56 posts tagged "Rick Owens"
“We had to start with the basics,” explained FIT graduate student and curator Kristen Haggerty. She’s talking about the origins of the university’s just-launched exhibition, Beyond Rebellion: Fashioning the Biker Jacket, a study of the motorcycle jacket’s evolution from a utilitarian Schott Bros. basic, to a symbol of post-WWII rebellion, to the modern-day fashion staple. “The first Perfecto was made in 1928 and was sold by Harley-Davidson—it’s really what everyone thinks of when they think of a biker jacket,” said Haggerty, gesturing to a 1980 replica of the late twenties belted classic with an exposed zipper. “Yes, it’s a very stylish garment, but every one of those elements means something.”

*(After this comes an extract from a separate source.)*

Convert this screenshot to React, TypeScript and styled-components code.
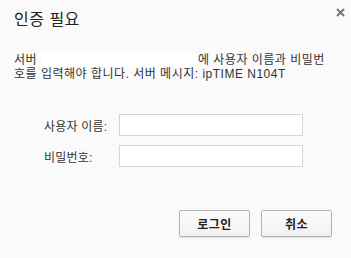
import React from "react";
import styled, { createGlobalStyle } from "styled-components";

const GlobalStyle = createGlobalStyle`
  html, body {
    margin: 0;
    padding: 0;
    background: #fafafa;
  }
  body {
    font-family: "Liberation Sans", "Noto Sans CJK KR", sans-serif;
  }
`;

const Dialog = styled.div`
  position: relative;
  box-sizing: border-box;
  width: 351px;
  height: 258px;
  background: #fafafa;
  padding: 10px 19px 0 14px;
  display: flex;
  flex-direction: column;
  color: #333333;
`;

const Title = styled.h1`
  margin: 0;
  font-size: 16px;
  font-weight: normal;
  line-height: 20px;
  letter-spacing: 0.5px;
  color: #222222;
`;

const CloseButton = styled.button`
  position: absolute;
  top: 5px;
  right: 4px;
  width: 14px;
  height: 14px;
  padding: 0;
  border: none;
  background: transparent;
  display: flex;
  align-items: center;
  justify-content: center;
  cursor: pointer;
`;

const Message = styled.p`
  margin: 23px 0 0;
  font-size: 12px;
  line-height: 14px;
  letter-spacing: 0.5px;
  color: #333333;
  word-break: break-all;
`;

const Redacted = styled.span`
  display: inline-block;
  width: 157px;
  height: 14px;
  vertical-align: top;
  background: #ffffff;
`;

const FormGrid = styled.div`
  margin: 33px 0 0 30px;
  display: grid;
  grid-template-columns: 75px 184px;
  row-gap: 9px;
  align-items: center;
`;

const Label = styled.label`
  font-size: 12px;
  letter-spacing: 0.2px;
  color: #333333;
`;

const Input = styled.input`
  box-sizing: border-box;
  width: 184px;
  height: 22px;
  border: 1px solid #d6d6d6;
  background: #ffffff;
  outline: none;
  font-size: 12px;
  padding: 0 4px;
`;

const ButtonRow = styled.div`
  margin-top: 43px;
  display: flex;
  justify-content: flex-end;
  gap: 11px;
`;

const Button = styled.button`
  box-sizing: border-box;
  width: 71px;
  height: 27px;
  border: 1px solid #b4b4b4;
  border-radius: 2px;
  background: linear-gradient(#fbfbfb, #f1f1f1);
  box-shadow: 0 1px 1px rgba(0, 0, 0, 0.1);
  font-family: "Liberation Sans", "Noto Sans CJK KR", sans-serif;
  font-size: 12px;
  font-weight: bold;
  letter-spacing: 0.5px;
  color: #222222;
  padding: 0;
`;

export default function App() {
  return (
    <>
      <GlobalStyle />
      <Dialog>
        <CloseButton aria-label="닫기">
          <svg width="9" height="9" viewBox="0 0 9 9">
            <path d="M1 1L8 8M8 1L1 8" stroke="#777" strokeWidth="2" />
          </svg>
        </CloseButton>
        <Title>인증 필요</Title>
        <Message>
          서버 <Redacted />에 사용자 이름과 비밀번호를 입력해야 합니다. 서버 메시지: ipTIME N104T
        </Message>
        <FormGrid>
          <Label htmlFor="user">사용자 이름:</Label>
          <Input id="user" type="text" />
          <Label htmlFor="pass">비밀번호:</Label>
          <Input id="pass" type="password" />
        </FormGrid>
        <ButtonRow>
          <Button>로그인</Button>
          <Button>취소</Button>
        </ButtonRow>
      </Dialog>
    </>
  );
}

The show, which opens with an in-depth examination of the iconic Perfecto, combines documentary photography, press clippings, and a tightly curated collection of original pieces to shed light on the now 80-some-year history of the moto. Wares by Helmut Lang, Rick Owens, and a particularly memorable tutu moto jacket from Comme des Garçons’ Spring 2005 outing display the many ways in which fashion designers have appropriated and interpreted the garment. “Over the years, the Perfecto became something much more than a utilitarian biker jacket,” Haggerty told Style.com. “There were times when it was pretty subversive. Modern designers [have also] really gone above and beyond. It’s a garment that can exist in two different places at the same time, and have meaning for both of them.” All one needs to do is browse a rack at Versace, Chloé, Balmain, or Saint Laurent to see what she’s talking about. The exhibition, however, will help you understand and, dare we say, appreciate it.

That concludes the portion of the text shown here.